Pedro Castillo chegou ao poder vencendo Keiko Fujimori por uma pequena margem. Castillo nunca atuou visando ampliar suas bases políticas de apoio no seu curto governo. Comparativamente, evitou seguir o roteiro dos presidentes recentemente eleitos do Chile, Gabriel Boric, da Colômbia, Gustavo Petro e do Brasil, Lula da Silva, o que ampliou gradativamente seu isolamento político. Seguramente não compreendeu a lógica mínima que pauta a disputa política e sua relação com a governabilidade no contexto democrático global no qual estamos inseridos. Internamente, foi desastroso ao estabelecer um recorde de 5 gabinetes num prazo tão curto de governo. Por fim, de acordo com as lideranças do seu próprio partido, precipitou-se ao imaginar que não havia outra saída para manter o mandato senão com o fechamento do Parlamento. Para suas bases restou apenas a desilusão e a desesperança.

Num plano mais geral e latino-americano, o fracasso de Castillo expressa a incorrigível pretensão de imaginar que ele representava mais um tento marcado no “irresistível avanço da esquerda” no subcontinente.

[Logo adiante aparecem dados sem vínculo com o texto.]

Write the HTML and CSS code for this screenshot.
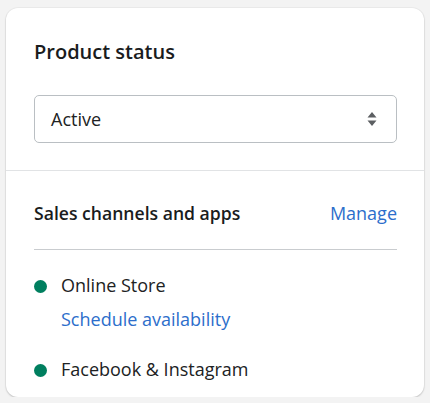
FILE: index.html
```html
<!DOCTYPE html>
<html>
<head>
<meta charset="utf-8">
<link rel="stylesheet" href="styles.css">
</head>
<body>
<div class="card">
  <div class="section top">
    <h2 class="title">Product status</h2>
    <div class="select">
      <span class="select-value">Active</span>
      <svg class="select-arrows" width="10" height="16" viewBox="0 0 10 16"><path d="M5 1 L9.5 6.5 H0.5 Z M5 15 L0.5 9.5 H9.5 Z" fill="#5c5f62"/></svg>
    </div>
  </div>
  <div class="section bottom">
    <div class="row-head">
      <h3 class="subtitle">Sales channels and apps</h3>
      <a class="link">Manage</a>
    </div>
    <ul class="channels">
      <li class="channel">
        <span class="dot"></span>
        <div class="channel-body">
          <span class="channel-name">Online Store</span>
          <a class="link">Schedule availability</a>
        </div>
      </li>
      <li class="channel">
        <span class="dot"></span>
        <div class="channel-body">
          <span class="channel-name">Facebook &amp; Instagram</span>
        </div>
      </li>
    </ul>
  </div>
</div>
</body>
</html>
```
FILE: styles.css
```css
html, body {
  margin: 0;
  padding: 0;
}
body {
  background: #f3f3f3;
  font-family: "Open Sans", "Noto Sans", sans-serif;
  color: #202223;
  padding: 8px 6px 0 6px;
}
.card {
  width: 418px;
  background: #fff;
  border-radius: 12px;
  box-shadow: 0 0 0 1px rgba(0,0,0,0.03), 0 1px 2px rgba(0,0,0,0.18);
}
.section {
  padding: 0 27px 0 28px;
}
.top {
  padding-top: 30px;
  padding-bottom: 27px;
  border-bottom: 1px solid #e1e3e5;
}
.title {
  margin: 0;
  font-size: 20px;
  font-weight: 600;
  line-height: 28px;
  color: #1a1c1d;
}
.select {
  margin-top: 29px;
  height: 46px;
  border: 1px solid #babfc3;
  border-radius: 5px;
  display: flex;
  align-items: center;
  justify-content: space-between;
  padding: 0 19px 0 16px;
}
.select-value {
  font-size: 18px;
}
.select-arrows {
  display: block;
}
.bottom {
  padding-top: 30px;
  padding-bottom: 16px;
}
.row-head {
  display: flex;
  justify-content: space-between;
  align-items: baseline;
  padding-bottom: 24px;
  border-bottom: 1px solid #c9cccf;
}
.subtitle {
  margin: 0;
  font-size: 17.6px;
  font-weight: 600;
  line-height: 24px;
  color: #1a1c1d;
}
.link {
  color: #2c6ecb;
  font-size: 18px;
  line-height: 24px;
}
.channels {
  list-style: none;
  margin: 0;
  padding: 23px 0 0 0;
  display: flex;
  flex-direction: column;
  gap: 26px;
}
.channel {
  display: flex;
  align-items: flex-start;
}
.dot {
  width: 13px;
  height: 13px;
  border-radius: 50%;
  background: #007f5f;
  margin: 7px 14px 0 0;
  flex: none;
}
.channel-body {
  display: flex;
  flex-direction: column;
  gap: 10px;
}
.channel-name {
  font-size: 18px;
  line-height: 24px;
}
```
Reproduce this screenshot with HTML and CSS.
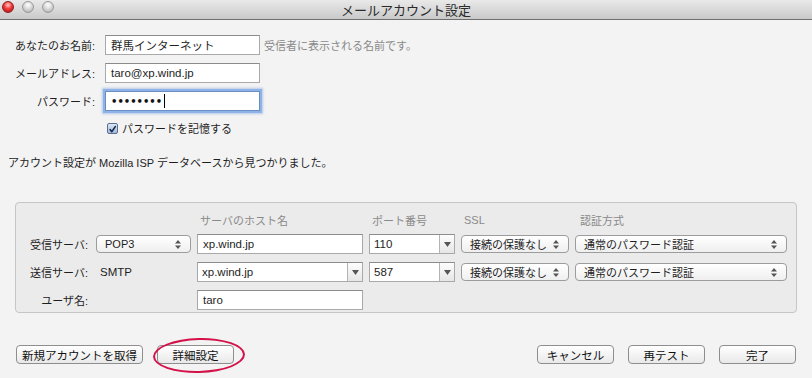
FILE: index.html
```html
<!DOCTYPE html>
<html lang="ja">
<head>
  <meta charset="UTF-8">
  <title>メールアカウント設定</title>
  <link rel="stylesheet" href="styles.css">
</head>
<body>

  <div class="window">
    <div class="titlebar">
      <div class="lights">
        <span class="light red"></span>
        <span class="light"></span>
        <span class="light"></span>
      </div>
      <div class="title">メールアカウント設定</div>
    </div>

    <div class="form">
      <label class="label">あなたのお名前:</label>
      <div class="field">群馬インターネット</div>
      <div class="hint">受信者に表示される名前です。</div>

      <label class="label">メールアドレス:</label>
      <div class="field">taro@xp.wind.jp</div>
      <div></div>

      <label class="label">パスワード:</label>
      <div class="field focus"><span class="dots">••••••••</span><span class="caret"></span></div>
      <div></div>

      <div></div>
      <div class="remember">
        <span class="check">
          <svg width="11" height="11" viewBox="0 0 11 11"><path d="M2.5 5.5 L4.6 8.2 L9 1.8" fill="none" stroke="#1c2a44" stroke-width="1.8" stroke-linecap="round" stroke-linejoin="round"/></svg>
        </span>
        パスワードを記憶する
      </div>
      <div></div>
    </div>

    <p class="message">アカウント設定が Mozilla ISP データベースから見つかりました。</p>

    <div class="panel">
      <div class="servers">
        <div></div><div></div>
        <div class="head">サーバのホスト名</div>
        <div class="head">ポート番号</div>
        <div class="head">SSL</div>
        <div class="head auth-head">認証方式</div>

        <div class="label">受信サーバ:</div>
        <div class="popup">POP3<svg class="updown" width="6" height="9" viewBox="0 0 6 9"><path d="M3 0 L6 3.4 H0 Z M3 9 L6 5.6 H0 Z" fill="#555"/></svg></div>
        <div class="field">xp.wind.jp</div>
        <div class="combo"><span class="combo-text">110</span><span class="combo-btn"><svg width="7" height="5" viewBox="0 0 7 5"><path d="M0 0 H7 L3.5 5 Z" fill="#555"/></svg></span></div>
        <div class="popup">接続の保護なし<svg class="updown" width="6" height="9" viewBox="0 0 6 9"><path d="M3 0 L6 3.4 H0 Z M3 9 L6 5.6 H0 Z" fill="#555"/></svg></div>
        <div class="popup">通常のパスワード認証<svg class="updown" width="6" height="9" viewBox="0 0 6 9"><path d="M3 0 L6 3.4 H0 Z M3 9 L6 5.6 H0 Z" fill="#555"/></svg></div>

        <div class="label">送信サーバ:</div>
        <div class="plain">SMTP</div>
        <div class="combo"><span class="combo-text">xp.wind.jp</span><span class="combo-btn"><svg width="7" height="5" viewBox="0 0 7 5"><path d="M0 0 H7 L3.5 5 Z" fill="#555"/></svg></span></div>
        <div class="combo"><span class="combo-text">587</span><span class="combo-btn"><svg width="7" height="5" viewBox="0 0 7 5"><path d="M0 0 H7 L3.5 5 Z" fill="#555"/></svg></span></div>
        <div class="popup">接続の保護なし<svg class="updown" width="6" height="9" viewBox="0 0 6 9"><path d="M3 0 L6 3.4 H0 Z M3 9 L6 5.6 H0 Z" fill="#555"/></svg></div>
        <div class="popup">通常のパスワード認証<svg class="updown" width="6" height="9" viewBox="0 0 6 9"><path d="M3 0 L6 3.4 H0 Z M3 9 L6 5.6 H0 Z" fill="#555"/></svg></div>

        <div class="label">ユーザ名:</div>
        <div></div>
        <div class="field">taro</div>
        <div></div><div></div><div></div>
      </div>
    </div>

    <div class="actions">
      <div class="left">
        <button class="btn wide">新規アカウントを取得</button>
        <span class="highlight"><button class="btn">詳細設定</button></span>
      </div>
      <div class="right">
        <button class="btn">キャンセル</button>
        <button class="btn">再テスト</button>
        <button class="btn">完了</button>
      </div>
    </div>
  </div>

</body>
</html>
```

FILE: styles.css
```css
/* reset */
* { margin:0; padding:0; box-sizing:border-box }
body {
  background:#f3f3f3;
  font-family:"Liberation Sans", "Noto Sans CJK JP", sans-serif;
  font-size:11px;
  color:#1e1e1e;
}

.window {
  width:812px; height:378px;
  display:flex; flex-direction:column;
  overflow:hidden;
}

/* title bar */
.titlebar {
  position:relative;
  height:20px;
  background:linear-gradient(#e9e9e9, #c9c9c9);
  border-bottom:1px solid #6e6e6e;
  display:flex; align-items:center; justify-content:center;
  flex-shrink:0;
}
.lights {
  position:absolute; left:2px; top:1px;
  display:flex; gap:8px;
}
.light {
  width:12px; height:12px; border-radius:50%;
  background:radial-gradient(circle at 50% 30%, #ffffff, #dadada 45%, #a9a9a9);
  border:1px solid #9a9a9a;
}
.light.red {
  background:radial-gradient(circle at 50% 30%, #ffc9c9, #f23a3a 45%, #a8100f);
  border-color:#8f1f1f;
}
.title {
  font-family:"Noto Sans CJK JP", sans-serif;
  font-size:13px; color:#2a2a2a;
  line-height:18px;
}

/* name / mail / password */
.form {
  display:grid;
  grid-template-columns:96px 155px auto;
  column-gap:9px; row-gap:8px;
  margin-top:15px;
  align-items:center;
}
.form > .label { text-align:right; padding-right:1px }
.field {
  height:20px;
  background:#fff;
  border:1px solid #a9a9a9;
  border-top-color:#8c8c8c;
  padding:0 5px;
  display:flex; align-items:center;
  white-space:nowrap;
  font-size:11.5px;
}
.field.focus {
  border-color:#6b8ec2;
  box-shadow:0 0 0 2px #8db3e8, 0 0 2px 3px rgba(120,160,220,.5);
}
.dots { font-family:"DejaVu Sans", sans-serif; font-size:10px; font-weight:bold; color:#111 }
.caret { width:1px; height:14px; background:#000; margin-left:2px }
.hint { color:#8a8a8a; margin-left:-5px }

.remember {
  display:flex; align-items:center; gap:4px;
  margin-top:1px; padding-left:2px;
}
.check {
  width:11px; height:11px;
  border:1px solid #5d6f8e; border-radius:2px;
  background:linear-gradient(#dce8f8, #9fb9de);
  display:flex;
}

.message {
  margin:20px 0 0 8px;
  line-height:14px;
}

/* server panel */
.panel {
  margin:32px 15px 0 15px;
  height:111px;
  background:#ebebeb;
  border:1px solid #c6c6c6;
  border-radius:4px;
  padding:9px 9px 0 14px;
}
.servers {
  display:grid;
  grid-template-columns:60px 95px 166px 86px 108px 212px;
  grid-template-rows:14px 20px 20px 20px;
  column-gap:6px; row-gap:8px;
  align-items:center;
}
.servers > :nth-child(-n+6) { margin-bottom:-2px }
.servers .label { text-align:right; padding-right:2px; white-space:nowrap }
.head { color:#8a8a8a; padding-left:3px; white-space:nowrap }
.auth-head { padding-left:5px }
.plain { padding-left:4px; font-size:11.5px }

.popup {
  height:18px;
  background:linear-gradient(#ffffff, #efefef);
  border:1px solid #9c9c9c;
  border-radius:4px;
  padding:0 9px 0 8px;
  display:flex; align-items:center; justify-content:space-between;
  white-space:nowrap;
  font-size:11px;
}
.combo {
  height:20px;
  background:#fff;
  border:1px solid #a9a9a9;
  border-top-color:#8c8c8c;
  display:flex; align-items:stretch;
  font-size:11.5px;
}
.combo-text { flex:1; padding-left:4px; display:flex; align-items:center }
.combo-btn {
  width:15px;
  border-left:1px solid #b4b4b4;
  background:linear-gradient(#fdfdfd, #e6e6e6);
  display:flex; align-items:center; justify-content:center;
}

/* bottom buttons */
.actions {
  margin-top:32px;
  padding:0 16px;
  display:flex; justify-content:space-between;
}
.left, .right { display:flex; gap:14px }
.btn {
  width:77px; height:19px;
  font:inherit; font-size:11.5px; color:#111;
  background:linear-gradient(#ffffff, #e9e9e9);
  border:1px solid #8e8e8e;
  border-radius:4px;
}
.btn.wide { width:127px }
.highlight { position:relative; display:flex }
.highlight::after {
  content:"";
  position:absolute;
  left:-4px; right:-11px; top:-7px; bottom:-9px;
  border:2.5px solid #d3124a;
  border-radius:50%;
  transform:rotate(-1.5deg);
}
```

Realisticamente, contudo, expressa mais uma vez a precária cultura política democrática no Peru e no conjunto da América Latina, ainda que tenha sido notável a manifestação de grupos populares em Lima, na contestação ao fechamento do Parlamento.

Por fim, resta a sensação de que o Peru não consegue nem identificar, e muito menos sair do seu labirinto. Pior, está enfermo e imerso num cenário no qual as alternativas parecem reduzir-se quase a zero.